One of the Norwegians who came in the Aegir was Ole Rynning, a name well known in the annals of Norwegian immigration. On reaching Chicago he was persuaded by a couple of Americans to go with some of his friends to inspect lands some eighty miles south of Chicago along Beaver Creek with the view of founding a Norwegian settlement there. Ole Rynning chose as his companions on this journey of inspection Niels Veste from Etne in Norway, Ingebrigt Brudvig, and Ole Nattestad from Numedal, Norway, the latter the author of the book herewith published. Ole Nattestad and his brother, Ansten, had just arrived by way of Gothenborg, Sweden, and Fall River, Massachusetts, and joining a group of other immigrants in Detroit, Michigan, had accompanied them to Chicago. The rest of the company remained in Chicago to await the result. Ole Nattestad stated that he did not like the land, it being sandy and swampy, but as the others were pleased with it, it was agreed that Nattestad and Veste should remain and put up a log house for the reception of the immigrants while Rynning and Brudvig returned to Chicago to fetch their friends.
Some of those who were left in Chicago in the meantime had gone to the Fox River settlement but the most of them went with Rynning and Brudvig to Beaver Creek. There were no settlers in the immediate vicinity and it was difficult to procure the common necessities of life, although the most of these people were well supplied with money. Many of the new settlers grumbled and were inclined to find fault with Ole Rynning and the others who were responsible for the selection of this settlement. All chose land for farms, and before winter set in a sufficient number of log houses had been built. The number of settlers here was about fifty. These people were well and happy in America during the first winter, but the next spring the whole settlement was flooded
and the swamp was turned into a veritable lake. In the summer the settlers were attacked by malarial fever. In a short time no less than fourteen or fifteen deaths occurred and among those who here found his last resting place was Ole Rynning. The survivors fled, leaving farms and houses, as there was nobody to buy land where a malarial atmosphere threatened the inhabitants with almost certain destruction. The most of those who fled found their way to the Fox River settlement, reaching there late in the summer of 1838. Only a few remained two or three years, defying the dangers to health and life, the last one to leave the colony being Mons Aadland, a brother of the well-known journalist and author, Knud Langland. He finally exchanged his farm for a small number of cows at auction and went to Racine County, Wisconsin, where he lived to a ripe old age.
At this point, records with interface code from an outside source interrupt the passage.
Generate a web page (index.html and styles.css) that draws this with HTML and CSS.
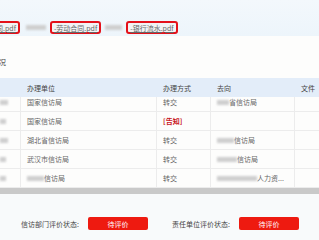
FILE: index.html
```html
<!DOCTYPE html>
<html lang="zh">
<head>
<meta charset="utf-8">
<link rel="stylesheet" href="styles.css">
</head>
<body>
<div class="top">
  <a class="file first">劳动合同.pdf</a>
  <span class="blur w20"></span>
  <a class="file">-劳动合同.pdf</a>
  <span class="blur w17"></span>
  <a class="file">-银行流水.pdf</a>
</div>
<div class="title">处理情况</div>
<div class="table">
  <div class="thead row">
    <div class="c1"></div>
    <div class="c2">办理单位</div>
    <div class="c3">办理方式</div>
    <div class="c4">去向</div>
    <div class="c5">文件</div>
  </div>
  <div class="tbody">
    <div class="row firstrow">
      <div class="c1"><span class="blur w8"></span></div>
      <div class="c2">国家信访局</div>
      <div class="c3">转交</div>
      <div class="c4"><span class="blur w12"></span>省信访局</div>
      <div class="c5"></div>
    </div>
    <div class="row">
      <div class="c1"><span class="blur w6"></span></div>
      <div class="c2">国家信访局</div>
      <div class="c3 notice">[告知]</div>
      <div class="c4"></div>
      <div class="c5"></div>
    </div>
    <div class="row">
      <div class="c1"><span class="blur w8"></span></div>
      <div class="c2">湖北省信访局</div>
      <div class="c3">转交</div>
      <div class="c4"><span class="blur w17"></span>信访局</div>
      <div class="c5"></div>
    </div>
    <div class="row">
      <div class="c1"><span class="blur w6"></span></div>
      <div class="c2">武汉市信访局</div>
      <div class="c3">转交</div>
      <div class="c4"><span class="blur w20"></span>信访局</div>
      <div class="c5"></div>
    </div>
    <div class="row">
      <div class="c1"><span class="blur w6"></span></div>
      <div class="c2"><span class="blur w17"></span>信访局</div>
      <div class="c3">转交</div>
      <div class="c4"><span class="blur w40"></span>人力资...</div>
      <div class="c5"></div>
    </div>
  </div>
</div>
<div class="scrollbar"></div>
<div class="footer">
  <div class="group">
    <span class="label">信访部门评价状态:</span>
    <span class="btn">待评价</span>
  </div>
  <div class="group second">
    <span class="label">责任单位评价状态:</span>
    <span class="btn">待评价</span>
  </div>
</div>
</body>
</html>
```

FILE: styles.css
```css
html, body {
  margin: 0;
  padding: 0;
}
body {
  width: 319px;
  height: 240px;
  overflow: hidden;
  background: #fdfdfc;
  font-family: "Noto Sans CJK SC", "Noto Sans", sans-serif;
  font-size: 7px;
  color: #555;
}
.top {
  height: 36px;
  box-sizing: border-box;
  padding-top: 21px;
  background: linear-gradient(#f3f8fc, #edf5fb);
  display: flex;
  align-items: flex-start;
  gap: 4px;
  margin-left: -29px;
}
.file {
  display: inline-flex;
  align-items: center;
  height: 13px;
  box-sizing: border-box;
  border: 2px solid #e4111a;
  border-radius: 3px;
  padding: 0 2px;
  background: #f2f3f4;
  color: #666;
  text-decoration: underline;
  font-size: 7px;
  white-space: nowrap;
}
.first {
  margin-right: 2px;
}
.top .blur {
  margin-top: 4px;
}
.blur {
  display: inline-block;
  height: 5px;
  background: #cfcfcf;
  filter: blur(1px);
  vertical-align: middle;
}
.w6 { width: 6px; }
.w8 { width: 8px; }
.w12 { width: 12px; }
.w17 { width: 17px; }
.w20 { width: 20px; }
.w40 { width: 40px; }
.title {
  margin-top: 22px;
  margin-left: -22px;
  font-size: 7px;
  line-height: 9px;
  color: #444;
  height: 20px;
}
.row {
  display: grid;
  grid-template-columns: 21px 136px 54px 84px 24px;
  height: 19px;
  border-bottom: 1px solid #ececec;
  box-sizing: border-box;
}
.row > div {
  display: flex;
  align-items: center;
  border-right: 1px solid #ececec;
  padding-left: 6px;
  white-space: nowrap;
  overflow: hidden;
}
.row > .c1 {
  padding-left: 0;
}
.row > .c5 {
  border-right: none;
}
.thead {
  background: #e3edf9;
  color: #444;
  border-bottom: none;
}
.thead > div {
  border-right: none;
}
.tbody {
  height: 91px;
  overflow: hidden;
  color: #666;
}
.firstrow {
  margin-top: -4px;
}
.notice {
  color: #c8141c;
  font-weight: bold;
}
.scrollbar {
  height: 6px;
  background: #c9c9c9;
}
.footer {
  height: 46px;
  background: #f8fafb;
  display: flex;
  padding-top: 23px;
  padding-left: 21px;
  box-sizing: border-box;
}
.group {
  display: flex;
  align-items: center;
  gap: 9px;
  height: 13px;
}
.second {
  margin-left: 24px;
}
.label {
  color: #444;
}
.btn {
  width: 60px;
  height: 13px;
  background: #ee1a10;
  color: #fff;
  border-radius: 2px;
  display: flex;
  align-items: center;
  justify-content: center;
}
```
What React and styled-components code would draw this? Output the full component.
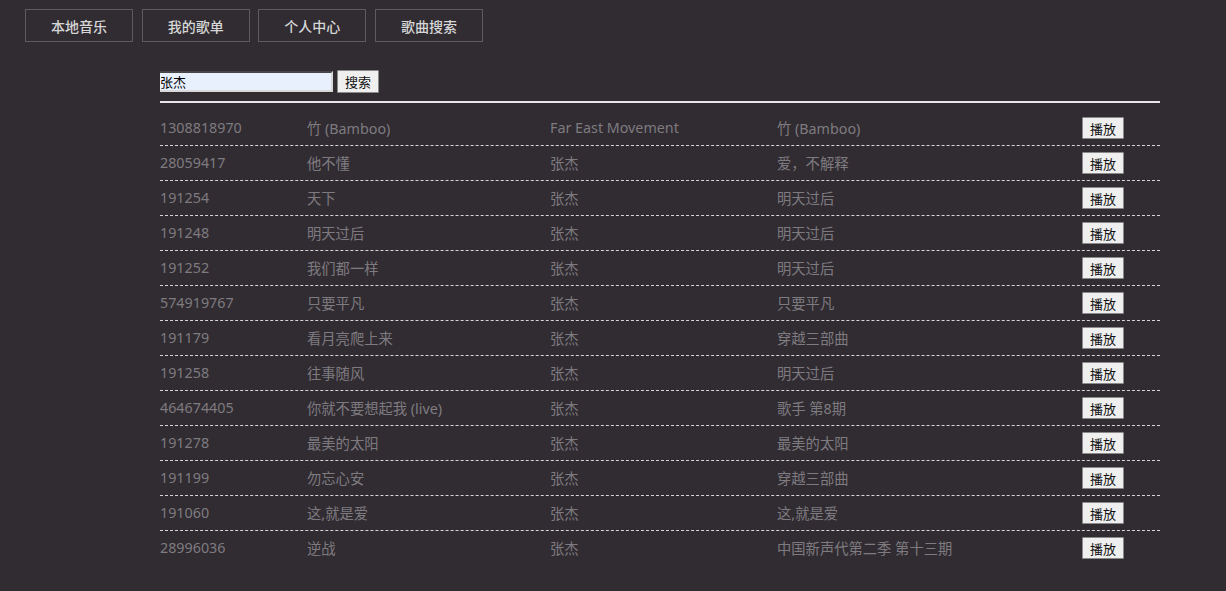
import React from "react";
import styled, { createGlobalStyle } from "styled-components";

const Global = createGlobalStyle`
  html, body { margin: 0; padding: 0; background: #312c32; }
  body { font-family: "Noto Sans", "Noto Sans CJK SC", sans-serif; min-height: 591px; }
`;

const Page = styled.div`
  padding: 9px 25px 20px;
`;

const Nav = styled.nav`
  display: flex;
  gap: 8.67px;
`;

const NavButton = styled.button`
  width: 108px;
  height: 33px;
  background: transparent;
  border: 1px solid #5e5a60;
  color: #d6d6d6;
  font-family: "Noto Sans CJK SC", sans-serif;
  font-size: 14px;
  font-weight: 500;
  padding: 0;
`;

const Main = styled.div`
  width: 1000px;
  margin: 28px 0 0 135px;
`;

const SearchBar = styled.div`
  display: flex;
  align-items: center;
  gap: 4px;
  padding-bottom: 8px;
  border-bottom: 2px solid #e6e6e6;
`;

const SearchInput = styled.input`
  width: 171px;
  height: 17px;
  padding: 0;
  background: #e8f0fe;
  border: 2px inset #9a9a9a;
  border-left: none;
  border-right-color: #d8d8d8;
  border-bottom-color: #d8d8d8;
  font-family: "Noto Sans CJK SC", sans-serif;
  font-size: 13px;
  color: #000;
  outline: none;
`;

const SmallButton = styled.button`
  height: ${(p) => p.$h || 22}px;
  padding: 0 ${(p) => p.$px || 7}px;
  background: #efefef;
  border: 1px solid #8a8a8a;
  border-radius: 1px;
  font-family: "Noto Sans CJK SC", sans-serif;
  font-size: 13px;
  color: #111;
  line-height: 1;
`;

const Table = styled.div`
  margin-top: 8px;
`;

const Row = styled.div`
  display: grid;
  grid-template-columns: 147px 243px 227px 305px 78px;
  align-items: center;
  height: 34px;
  border-bottom: 1px dashed #d6d6d6;
  &:last-child { border-bottom: none; }
`;

const Cell = styled.div`
  color: #7e7b80;
  font-size: 14.3px;
  padding-bottom: 2px;
  white-space: nowrap;
  font-family: "Noto Sans", "Noto Sans CJK SC", sans-serif;
`;

const ButtonCell = styled.div`
  display: flex;
`;

const rows = [
  ["1308818970", "竹 (Bamboo)", "Far East Movement", "竹 (Bamboo)"],
  ["28059417", "他不懂", "张杰", "爱，不解释"],
  ["191254", "天下", "张杰", "明天过后"],
  ["191248", "明天过后", "张杰", "明天过后"],
  ["191252", "我们都一样", "张杰", "明天过后"],
  ["574919767", "只要平凡", "张杰", "只要平凡"],
  ["191179", "看月亮爬上来", "张杰", "穿越三部曲"],
  ["191258", "往事随风", "张杰", "明天过后"],
  ["464674405", "你就不要想起我 (live)", "张杰", "歌手 第8期"],
  ["191278", "最美的太阳", "张杰", "最美的太阳"],
  ["191199", "勿忘心安", "张杰", "穿越三部曲"],
  ["191060", "这,就是爱", "张杰", "这,就是爱"],
  ["28996036", "逆战", "张杰", "中国新声代第二季 第十三期"],
];

export default function App() {
  return (
    <>
      <Global />
      <Page>
        <Nav>
          <NavButton>本地音乐</NavButton>
          <NavButton>我的歌单</NavButton>
          <NavButton>个人中心</NavButton>
          <NavButton>歌曲搜索</NavButton>
        </Nav>
        <Main>
          <SearchBar>
            <SearchInput defaultValue="张杰" />
            <SmallButton $h={23} $px={7}>搜索</SmallButton>
          </SearchBar>
          <Table>
            {rows.map((r) => (
              <Row key={r[0]}>
                <Cell>{r[0]}</Cell>
                <Cell>{r[1]}</Cell>
                <Cell>{r[2]}</Cell>
                <Cell>{r[3]}</Cell>
                <ButtonCell>
                  <SmallButton $h={22}>播放</SmallButton>
                </ButtonCell>
              </Row>
            ))}
          </Table>
        </Main>
      </Page>
    </>
  );
}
Ole Rynning became particularly conspicuous and influential on account of a book which he published in Christiania, Norway, in 1838, the title of which is “Sandfaerdig Beretning on Amerika til Oplysning og Nytte for Bonde og Menigmand forfattet af en norsk, som kom derover i Juni Maaned 1837,” that is, “A Truthful Account of America for the Instruction and Help of the Peasant and Commoner Written by a Norwegian Who Came there in the Month of June, 1837.” The author’s name is given at the end of the preface where we read: “Illinois, February 13, 1838, Ole Rynning.”
This little book of only thirty-nine pages is now exceedingly scarce. I obtained a copy of it from Rev. B. J. Muus of Goodhue County, Minnesota. In the nineties I reprinted it in Amerika and struck off about two hundred copies which I had bound and placed in various libraries. A copy of it may be found in the library of the Wisconsin State Historical Society.